Dieser Zustand nennt sich ,Operating Thetan‘ ... Obwohl der Thetan ohne Masse, Bewegung, Wellenlänge oder Platz in Raum und Zeit ist, kann er nichtsdestotrotz alles vollbringen. Somit kann man den Operating Thetan oder OT als jemanden definieren, der sich in einem Zustand ,wissentlicher und bereitwilliger Ursache über Leben, Denken, Materie, Energie, Raum und Zeit‘ befindet.
Ferner ist es nicht ohne Grund so, dass man von Scientology gesagt hat, sie verwirkliche des Menschen grundlegendste Hoffnung auf geistige Freiheit – indem die im Laufe der Jahrhunderte angehäuften Hindernisse abgestreift werden und eine Rückkehr zu unserem Urzustand bewirkt wird, mit all den Fähigkeiten, die uns von Natur aus angehören.“ (Das Handbuch der Scientology, Seite lxxxv.)
Eine Veröffentlichung der Kirche beschreibt die Ergebnisse, die beim Erreichen der höchsten Ebene des Operating Thetans erzielt werden können, wie folgt:
„Diese Wahrheiten sind notwendig für Ihr Überleben als OT und Ihre Fähigkeit, die totale spirituelle Freiheit zu erreichen. Ihr Konzept von Zeit, Zukunft und Vergangenheit wird sich plötzlich ändern und Sie werden eine unvergleichliche neue Ebene der Stabilität und des Wissens erleben, die in diesem Leben und den zukünftigen Leben erhalten bleibt.“ (Source Magazin 99:21)
Der Unterschied zwischen diesem Erleben der Freiheit und Allwissenheit zum einen und dem alltäglichen gewöhnlichen Leben des Menschen zum anderen ist eindeutig. Die Doktrin der Scientology sagt weiterhin aus, dass der Mensch, der den vor ihr vorgezeichneten Weg einschlägt, die „Exteriorisation“ erreichen kann, in der der Thetan (Geist) den Körper verlässt und in einer Form existiert, die nicht vom Fleisch abhängig ist. Nach dem Erreichen der Exteriorisation kann der Mensch dann ohne die Augen sehen, ohne die Ohren hören, ohne die Hände fühlen und somit die Gewissheit erlangen, dass er jetzt er selbst (der Thetan) und nicht sein Körper ist. Die Scientology gibt vor, dass durch die Exteriorisation des Thetans offensichtlich wird, dass der Geist unsterblich ist und über Fähigkeiten verfügt, die jene Fähigkeiten übersteigen, die man durch alltägliche Vernunft voraussagen kann:
„Der Thetan ist fähig, den Körper zu verlassen und unabhängig vom Fleisch zu existieren. Wenn man exteriorisiert ist, kann man ohne die physischen Augen sehen, ohne die physischen Ohren hören und ohne die physischen Hände fühlen. Bisher ist dem Menschen diese Trennung seines „Ichs“ von seinem Verstand und Körper eher fremd gewesen. In Scientology jedoch kann man die Exteriorisation erreichen und dadurch die Gewissheit erlangen, man selbst zu sein und nicht sein Körper.“ (Was ist Scientology?, 1992:147)

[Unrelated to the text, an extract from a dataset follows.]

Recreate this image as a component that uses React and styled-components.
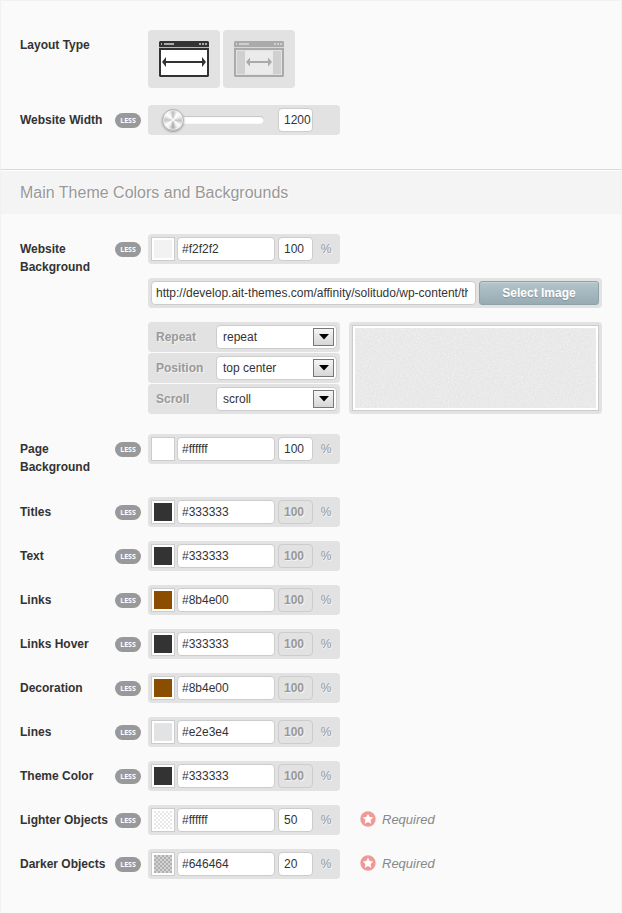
import React, { useState } from "react";
import styled, { createGlobalStyle } from "styled-components";

const GlobalStyle = createGlobalStyle`
  *, *::before, *::after { box-sizing: border-box; }
  body {
    margin: 0;
    background: #fff;
    color: #333;
    font-family: "Liberation Sans", Arial, sans-serif;
    font-size: 12px;
  }
  input, select, button { font-family: inherit; font-size: inherit; margin: 0; }
`;

const Page = styled.main`
  min-height: 100vh;
  background: #fafafa;
  border: 1px solid #f1f1f1;
  border-radius: 0 0 4px 4px;
`;

const Section = styled.section`
  padding: ${(p) => p.$top}px 19px 20px;
`;

const Heading = styled.h2`
  margin: 0;
  padding: 1px 19px 0;
  border-top: 1px solid #d9d9d9;
  box-shadow: inset 0 1px 0 #fff;
  background: #f4f4f4;
  color: #999;
  font-size: 16px;
  font-weight: normal;
  line-height: 43px;
  text-shadow: 1px 1px 0 #fff;
`;

const RowBox = styled.div`
  display: grid;
  grid-template-columns: 95px 33px minmax(0, 1fr);
  align-items: start;
  margin-bottom: ${(p) => p.$space}px;
`;

const Label = styled.label`
  padding: 6px 0 1px;
  font-weight: bold;
  line-height: 18px;
`;

const Badge = styled.span`
  display: block;
  width: 26px;
  height: 15px;
  margin-top: 8px;
  border-radius: 8px;
  background: #999;
  color: #fff;
  font: bold 7px/15px "Open Sans", sans-serif;
  text-align: center;
`;

const Controls = styled.div`
  display: flex;
  gap: 20px;
`;

const Stack = styled.div`
  display: grid;
  gap: 14px;
`;

const Panel = styled.div`
  display: flex;
  align-items: center;
  width: ${(p) => (p.$wide ? "100%" : "192px")};
  height: 30px;
  padding: 3px;
  border-radius: 4px;
  background: #e2e2e2;
`;

const TextField = styled.input`
  width: 98px;
  height: 24px;
  margin-right: 3px;
  padding: 0 4px;
  border: 1px solid #ccc;
  border-radius: 4px;
  background: #fff;
  color: #333;
  ${(p) => p.$grow && "flex: 1; min-width: 0; padding-right: 7px;"}
`;

const NumberField = styled(TextField)`
  width: 35px;
  margin-right: 0;
  padding: 0 0 0 5px;
  &:disabled {
    background: #e2e2e2;
    color: #999;
    font-weight: bold;
    text-shadow: 1px 1px 0 #f2f2f2;
  }
`;

const Unit = styled.span`
  flex: 1;
  padding-left: 2px;
  color: #999;
  text-align: center;
  text-shadow: 1px 1px 0 #f4f4f4;
`;

const Swatch = styled.button`
  width: 24px;
  height: 24px;
  margin-right: 2px;
  padding: 2px;
  border: 1px solid #ccc;
  background: #fff;
`;

const SwatchFill = styled.span`
  display: block;
  height: 18px;
  background: ${(p) =>
    p.$checks
      ? `repeating-conic-gradient(${p.$checks[0]} 0 25%, ${p.$checks[1]} 0 50%) 0 0 / 4px 4px`
      : p.$color};
`;

const LayoutChoices = styled.div`
  display: flex;
  gap: 3px;
`;

const LayoutButton = styled.button`
  display: grid;
  place-items: center;
  width: 72px;
  height: 58px;
  padding: 0;
  border: 0;
  border-radius: 4px;
  background: #e2e2e2;
`;

const Range = styled.input`
  appearance: none;
  width: 102px;
  height: 24px;
  margin: 0 14px 0 11px;
  background: transparent;
  &::-webkit-slider-runnable-track {
    height: 8px;
    border-radius: 4px;
    background: #fff;
    box-shadow: inset 0 1px 1px #c4c4c4, inset 0 0 1px #bbb;
  }
  &::-webkit-slider-thumb {
    appearance: none;
    width: 22px;
    height: 22px;
    margin-top: -7px;
    border: 1px solid #b2b2b2;
    border-radius: 50%;
    background: conic-gradient(
      #bbb, #fff 35deg, #f4f4f4 60deg, #c2c2c2 95deg, #fff 130deg, #eee 150deg,
      #a8a8a8 180deg, #eee 210deg, #fff 235deg, #c2c2c2 270deg, #fff 310deg, #f0f0f0 335deg, #bbb
    );
    box-shadow: 0 1px 2px #999, inset 0 0 1px 1px #f2f2f2;
  }
`;

const SelectImage = styled.button`
  width: 120px;
  height: 24px;
  padding: 0;
  border: 1px solid #8fa2aa;
  border-radius: 3px;
  background: linear-gradient(#b4c5cb, #97abb3);
  box-shadow: inset 0 1px 0 #c3d1d6;
  color: #fff;
  font-weight: bold;
  text-shadow: 0 1px 1px #82959d;
`;

const BackgroundOptions = styled.div`
  display: grid;
  grid-template-columns: 192px minmax(0, 1fr);
  gap: 9px;
`;

const OptionList = styled.div`
  display: grid;
  gap: 1px;
`;

const OptionLabel = styled.label`
  width: 65px;
  padding-left: 5px;
  color: #999;
  font-weight: bold;
  text-shadow: 1px 1px 0 #f2f2f2;
`;

const SelectBox = styled.div`
  display: grid;
  grid-template-columns: 1fr 21px;
  align-items: center;
  flex: 1;
  height: 24px;
  padding-right: 2px;
  border: 1px solid #ccc;
  border-radius: 4px;
  background: #fff;
`;

const Select = styled.select`
  grid-area: 1 / 1 / 2 / 3;
  appearance: none;
  height: 22px;
  padding: 0 24px 0 6px;
  border: 0;
  background: transparent;
  color: #333;
`;

const Arrow = styled.span`
  grid-area: 1 / 2;
  display: grid;
  place-items: center;
  height: 18px;
  border: 1px solid #777;
  background: linear-gradient(#f5f5f5, #d6d6d6);
  pointer-events: none;
`;

const PreviewFrame = styled.div`
  padding: 3px;
  border-radius: 4px;
  background: #e2e2e2;
`;

const Preview = styled.div`
  height: 86px;
  padding: 2px;
  border: 1px solid #ccc;
  background: #fff;
`;

const Texture = styled.svg`
  display: block;
  width: 100%;
  height: 100%;
  background: #e6e6e6;
`;

const Required = styled.span`
  display: flex;
  align-items: center;
  gap: 6px;
  height: 28px;
  color: #888;
  font-size: 13px;
  font-style: italic;
`;

function WindowIcon({ boxed }) {
  const ink = boxed ? "#aaa" : "#333";
  const dot = boxed ? "#d0d0d0" : "#aaa";
  return (
    <svg width="50" height="36" viewBox="0 0 50 36" aria-hidden="true">
      <path d="M1 0H49L50 1V35L49 36H1L0 35V1Z" fill={ink} />
      <path d="M0 6H50V7H0Z" fill={boxed ? "#d8d8d8" : "#bbb"} />
      <path d="M2 2h1v2h-1zM5 2h10v2h-10zM40 2h2v2h-2zM43 2h2v2h-2zM46 2h2v2h-2z" fill={dot} />
      <path d="M2 9H48V34H2Z" fill={boxed ? "#e2e2e2" : "#fff"} />
      {boxed && <path d="M3 10H11V33H3ZM39 10H47V33H39Z" fill="#d0d0d0" />}
      {boxed && <path d="M11 10H39V33H11Z" fill="#ebebeb" />}
      {boxed ? (
        <path d="M12 21L16 16.500V20H34V16.500L38 21L34 25.500V22H16V25.500Z" fill={ink} />
      ) : (
        <path d="M3 21L7 16V20H43V16L47 21L43 26V22H7V26Z" fill={ink} />
      )}
    </svg>
  );
}

function StarIcon() {
  return (
    <svg width="16" height="16" viewBox="0 0 16 16" aria-hidden="true">
      <circle cx="8" cy="8" r="7.700" fill="#ee9a97" />
      <path
        d="M8 2.800L9.600 6.100L13.200 6.600L10.600 9.100L11.200 12.700L8 11L4.800 12.700L5.400 9.100L2.800 6.600L6.400 6.100Z"
        fill="#fff"
      />
    </svg>
  );
}

function Row({ label, id, less = true, space = 14, children }) {
  return (
    <RowBox $space={space}>
      <Label htmlFor={id}>{label}</Label>
      <span>{less && <Badge>LESS</Badge>}</span>
      {children}
    </RowBox>
  );
}

function ColorPanel({ id, name, color, opacity, checks }) {
  return (
    <Panel>
      <Swatch type="button" aria-label={`Pick ${name} color`}>
        <SwatchFill $color={color} $checks={checks} />
      </Swatch>
      <TextField id={id} defaultValue={color} />
      <NumberField
        aria-label={`${name} opacity`}
        defaultValue={opacity ?? 100}
        disabled={opacity === undefined}
      />
      <Unit>%</Unit>
    </Panel>
  );
}

function Option({ id, label, values }) {
  return (
    <Panel>
      <OptionLabel htmlFor={id}>{label}</OptionLabel>
      <SelectBox>
        <Select id={id}>
          {values.map((v) => (
            <option key={v}>{v}</option>
          ))}
        </Select>
        <Arrow>
          <svg width="10" height="6" viewBox="0 0 10 6" aria-hidden="true">
            <path d="M0 0H10L5 5.500Z" fill="#000" />
          </svg>
        </Arrow>
      </SelectBox>
    </Panel>
  );
}

const COLORS = [
  { name: "Titles", color: "#333333" },
  { name: "Text", color: "#333333" },
  { name: "Links", color: "#8b4e00" },
  { name: "Links Hover", color: "#333333" },
  { name: "Decoration", color: "#8b4e00" },
  { name: "Lines", color: "#e2e3e4" },
  { name: "Theme Color", color: "#333333" },
  { name: "Lighter Objects", color: "#ffffff", opacity: 50, checks: ["#fff", "#e8e8e8"], required: true },
  { name: "Darker Objects", color: "#646464", opacity: 20, checks: ["#d2d2d2", "#b0b0b0"], required: true },
];

export default function App() {
  const [width, setWidth] = useState(1200);
  return (
    <>
      <GlobalStyle />
      <Page>
        <Section $top={29}>
          <Row label="Layout Type" id="layout-wide" less={false} space={17}>
            <LayoutChoices>
              <LayoutButton id="layout-wide" type="button" aria-label="Wide layout" aria-pressed="true">
                <WindowIcon />
              </LayoutButton>
              <LayoutButton type="button" aria-label="Boxed layout" aria-pressed="false">
                <WindowIcon boxed />
              </LayoutButton>
            </LayoutChoices>
          </Row>
          <Row label="Website Width" id="site-width">
            <Panel>
              <Range
                type="range"
                id="site-width"
                min="1200"
                max="2000"
                value={width}
                onChange={(e) => setWidth(e.target.value)}
              />
              <NumberField
                aria-label="Website width in pixels"
                value={width}
                onChange={(e) => setWidth(e.target.value)}
              />
            </Panel>
          </Row>
        </Section>

        <Heading>Main Theme Colors and Backgrounds</Heading>

        <Section $top={20}>
          <Row label="Website Background" id="site-bg" space={20}>
            <Stack>
              <ColorPanel id="site-bg" name="Website Background" color="#f2f2f2" opacity={100} />
              <Panel $wide>
                <TextField
                  $grow
                  aria-label="Background image address"
                  defaultValue="http://develop.ait-themes.com/affinity/solitudo/wp-content/themes"
                />
                <SelectImage type="button">Select Image</SelectImage>
              </Panel>
              <BackgroundOptions>
                <OptionList>
                  <Option id="bg-repeat" label="Repeat" values={["repeat", "no-repeat"]} />
                  <Option id="bg-position" label="Position" values={["top center", "top left"]} />
                  <Option id="bg-scroll" label="Scroll" values={["scroll", "fixed"]} />
                </OptionList>
                <PreviewFrame>
                  <Preview>
                    <Texture aria-label="Background preview" role="img">
                      <filter id="grain" x="0" y="0" width="100%" height="100%">
                        <feTurbulence type="fractalNoise" baseFrequency="0.6" numOctaves="2" />
                        <feColorMatrix values="0 0 0 0 1  0 0 0 0 1  0 0 0 0 1  0.7 0 0 0 -0.22" />
                      </filter>
                      <rect width="100%" height="100%" filter="url(#grain)" />
                    </Texture>
                  </Preview>
                </PreviewFrame>
              </BackgroundOptions>
            </Stack>
          </Row>

          <Row label="Page Background" id="page-bg" space={20}>
            <ColorPanel id="page-bg" name="Page Background" color="#ffffff" opacity={100} />
          </Row>

          {COLORS.map(({ required, ...c }) => {
            const id = c.name.toLowerCase().replace(" ", "-");
            return (
              <Row key={id} label={c.name} id={id}>
                <Controls>
                  <ColorPanel id={id} {...c} />
                  {required && (
                    <Required>
                      <StarIcon />
                      Required
                    </Required>
                  )}
                </Controls>
              </Row>
            );
          })}
        </Section>
      </Page>
    </>
  );
}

Die Scientology erfüllt daher die gegenwärtig in den Sozialwissenschaften verwendeten substantiven Definitionen der Religion.

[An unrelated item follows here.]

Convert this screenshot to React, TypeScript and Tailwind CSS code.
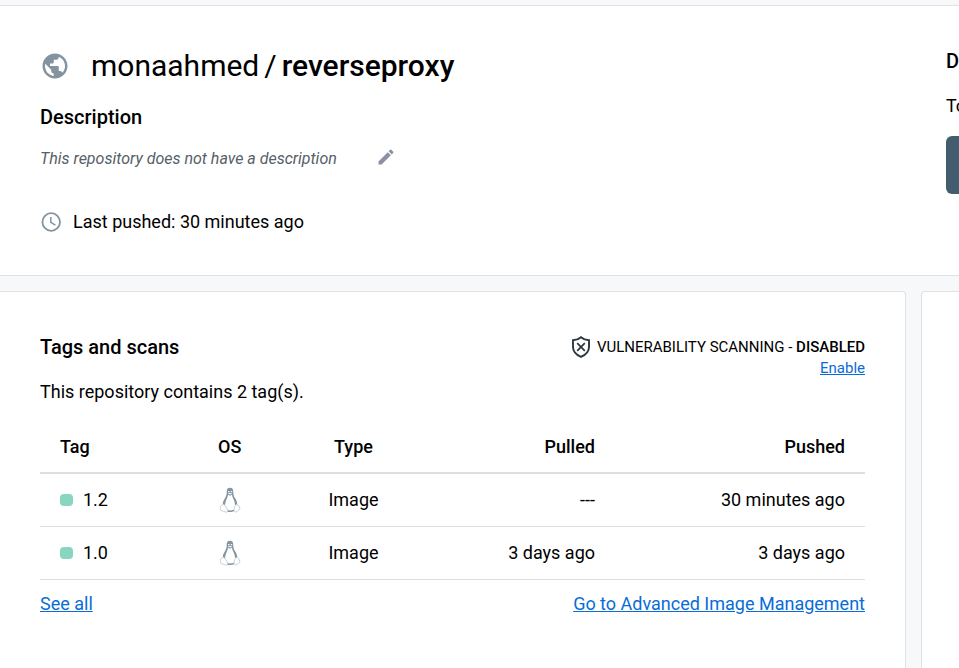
import React from "react";
import { MdPublic, MdEdit } from "react-icons/md";

const tags = [
  { name: "1.2", type: "Image", pulled: "---", pushed: "30 minutes ago" },
  { name: "1.0", type: "Image", pulled: "3 days ago", pushed: "3 days ago" },
];

function ClockIcon() {
  return (
    <svg width="21" height="20" viewBox="0 0 21 20" fill="none" stroke="#8393a0" aria-hidden="true">
      <circle cx="11.200" cy="10" r="8.8" strokeWidth="1.8" />
      <path d="M10.800 5v5.400l4.600 2.800" strokeWidth="1.5" />
    </svg>
  );
}

function ShieldIcon() {
  return (
    <svg width="20" height="22" viewBox="0 0 20 22" fill="none" stroke="#2b363d" aria-hidden="true">
      <path d="M10 1.2C8 3 5 4 2 4.2V11c0 4.600 3.200 7.800 8 9.900 4.800-2.100 8-5.300 8-9.900V4.200C15 4 12 3 10 1.200Z" strokeWidth="1.9" />
      <path d="M6.200 7.200l7.600 7.600M13.800 7.200l-7.600 7.600" strokeWidth="1.7" />
    </svg>
  );
}

function LinuxIcon() {
  return (
    <svg className="inline-block" width="22" height="26" viewBox="0 0 22 26" role="img" aria-label="Linux">
      <path d="M11 .8C8.600.8 7.600 2.400 7.700 4.700c.1 2.500-.4 3.900-1.500 6-1.300 2.200-2.500 4.400-2.500 6.900L6 18.500c.2-3.500 1.300-5.700 2.400-8.300L9.100 7.700 11 8.800l1.900-1.100.7 2.500c1.300 2.600 2.400 4.700 2.400 7.800l2.300-.3c0-2.600-1.100-4.900-2.500-7-1.200-2-1.500-3.300-1.500-5.800C14.300 2.300 13.300.8 11 .8Z" fill="#8595a0" />
      <path d="M9 4.600h1.500M11.700 4.600h1.500M9.400 6.600h3.200" stroke="#f1f4f6" strokeWidth="1.300" />
      <path d="M4.300 17.200c-.6 1.300-3 1.200-3 2.300 0 .8.500 1.500.2 3.500 0 1 3.100.8 5 2 1.500.6 2.500-.4 2.300-1.500-.4-1.500-2.700-5.800-4.500-6.300ZM17.500 17.600c-1.400.1-2.200 3.200-2.500 5.400-.1 2.300 1.900 2.700 3.100 1.300 1.100-1.200 2.900-1.500 2.900-2.500-.8-1.100-.7-2.700-1.300-3.400-.4-.5-1.200-.9-2.200-.8Z" fill="#fff" stroke="#c3ccd2" strokeWidth=".9" />
      <path d="M8.700 23.700c2 .9 4 .9 6.100-.3" fill="none" stroke="#8595a0" strokeWidth="1.500" />
    </svg>
  );
}

export default function App() {
  const link = "text-[#086dd7] underline";
  return (
    <div className="min-h-screen flex flex-col overflow-x-hidden bg-[#f7f8fa] pt-[5px] text-lg leading-6 text-black font-[Roboto,sans-serif]">
      <header className="flex justify-between border-y border-[#e1e2e6] bg-white pl-10 pb-[41px] pt-10">
        <section>
          <h1 className="flex h-10 items-center text-[30px] leading-10 whitespace-nowrap">
            <MdPublic className="mr-[21px] text-[#8393a0]" size={30} />
            <span className="flex gap-[5px]">
              <span>monaahmed</span>
              <span>/</span>
              <strong className="font-medium">reverseproxy</strong>
            </span>
          </h1>
          <h2 className="mt-[19px] text-xl leading-6 font-medium">Description</h2>
          <div className="mt-4 flex h-6 items-center gap-[39px]">
            <p className="pt-1 text-base italic text-[#556069]">This repository does not have a description</p>
            <button aria-label="Edit description" className="text-[#8b90a7]"><MdEdit size={20} /></button>
          </div>
          <p className="mt-[41px] flex items-center gap-3"><ClockIcon />Last pushed: 30 minutes ago</p>
        </section>
        <aside className="w-[13px] overflow-hidden whitespace-nowrap pt-[3px]">
          <h2 className="text-xl leading-6 font-medium">D</h2>
          <p className="mt-[21px]">To</p>
          <div className="mt-[18px] h-[58px] rounded-l-md bg-[#445d6e]" />
        </aside>
      </header>

      <main className="mt-[15px] flex flex-1 gap-[15px]">
        <section className="flex-1 rounded-tr-sm border-t border-r border-[#e1e2e6] bg-white pr-10 pl-10 pt-[43px]">
          <div className="flex justify-between">
            <div>
              <h2 className="text-xl leading-6 font-medium">Tags and scans</h2>
              <p className="mt-[21px]">This repository contains 2 tag(s).</p>
            </div>
            <div className="pt-px text-right text-[15px] leading-[21px]">
              <p className="flex items-center gap-[6px]">
                <ShieldIcon />
                <span>VULNERABILITY SCANNING - <strong className="font-medium">DISABLED</strong></span>
              </p>
              <a href="#enable" className={link}>Enable</a>
            </div>
          </div>
          <table className="mt-[17px] w-full table-fixed border-collapse">
            <colgroup>
              <col className="w-[17%]" />
              <col className="w-[12%]" />
              <col className="w-[18%]" />
              <col />
              <col className="w-[250px]" />
            </colgroup>
            <thead>
              <tr className="h-[52px] border-b-2 border-[#dcdee0]">
                <th className="pl-5 text-left font-medium">Tag</th>
                <th className="text-center font-medium">OS</th>
                <th className="text-center font-medium">Type</th>
                <th className="pr-5 text-right font-medium">Pulled</th>
                <th className="pr-5 text-right font-medium">Pushed</th>
              </tr>
            </thead>
            <tbody>
              {tags.map((t) => (
                <tr key={t.name} className="h-[53px] border-b border-[#dcdee0]">
                  <td className="pl-5">
                    <span className="flex items-center gap-[10px]">
                      <span className="h-3 w-[13px] rounded bg-[#88d5c0]" />
                      {t.name}
                    </span>
                  </td>
                  <td className="text-center leading-none"><LinuxIcon /></td>
                  <td className="text-center">{t.type}</td>
                  <td className="pr-5 text-right">{t.pulled}</td>
                  <td className="pr-5 text-right">{t.pushed}</td>
                </tr>
              ))}
            </tbody>
          </table>
          <nav aria-label="Tags" className="mt-3 flex justify-between">
            <a href="#tags" className={link}>See all</a>
            <a href="#management" className={link}>Go to Advanced Image Management</a>
          </nav>
        </section>
        <aside className="w-[38px] rounded-tl-sm border-t border-l border-[#e1e2e6] bg-white" />
      </main>
    </div>
  );
}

Zusammengefasst kann gesagt werden, dass in der Scientology, wie in der großen Anzahl von Religionen, die international die „religiöse Gärung“ der letzten Jahrzehnte darstellen (die aus dem Osten stammenden Religionen, die Pfingstbewegung und die afroamerikanischen Religionen, um einige zu nennen), Erlebnisse im Vordergrund stehen, die nicht gewöhnlich oder alltäglich sind. Wie in anderen Religionen werden solche Erlebnisse zum einen durch die Doktrin motiviert, reguliert und interpretiert, und zum anderen dienen sie als Beweis für die Richtigkeit der von der Gruppe vertretenen kosmischen Vision. Die Scientology erfüllt daher die gegenwärtig in den Sozialwissenschaften verwendeten substantiven Definitionen der Religion.